Analogy: teach a baby to recognize a chair. Show baby 3 different chairs. For each, show them from the front, and from the back. That’s training augmentation.

Now ask the baby to recognize a chair they haven’t seen before (that’s testing). Regular version: just show them the front of that one chair. TTA version: show them both the front and the back of that chair.

You would expect them to be better at recognizing it, if you show them both the front and the back.

sabzo · November 24, 2017, 7:08pm

Ah! Thank you. So to potentially get better classification results, I can take an image along with its various augmentations and the model may have a better chance to classify the image.
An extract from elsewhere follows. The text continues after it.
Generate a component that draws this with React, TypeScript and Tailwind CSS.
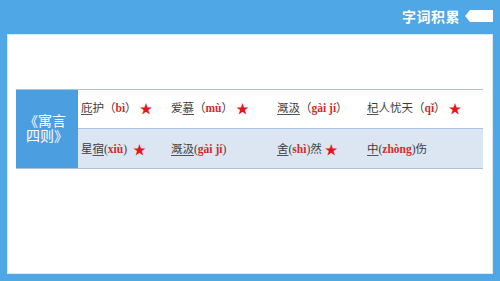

I’m thinking in terms of a Web App where a user uploads an image to be classified (dog breed for example). The image once uploaded will be transformed in various degrees (side ways for ex) and the model seeing the same image in different augmentations might be able to classify it better.

I hope this is correct.

jeremy · November 24, 2017, 10:13pm

Exactly correct

Avhirup · December 4, 2017, 4:55am

The validation loss starts increasing …What should i do now? @jeremy

jeremy · December 4, 2017, 6:57pm

That means you’re overfitting! So try the techniques we learned in class:

Data augmentation
Dropout
SGDR
Differential learning rates

Kaneki · January 24, 2018, 7:41pm

I’ve searched for the Dog Breed notebook but I’m not able to find it at all. Even tried git pull but it seems my repo wasn’t updated with anything new. Can anyone provide me a way to obtain the notebook ?

jonneff · January 25, 2018, 12:16am

I’m pretty sure you have to create it yourself. It’s a homework problem. I started from the lesson 2 workbook and modified it to use the dogbreeds data.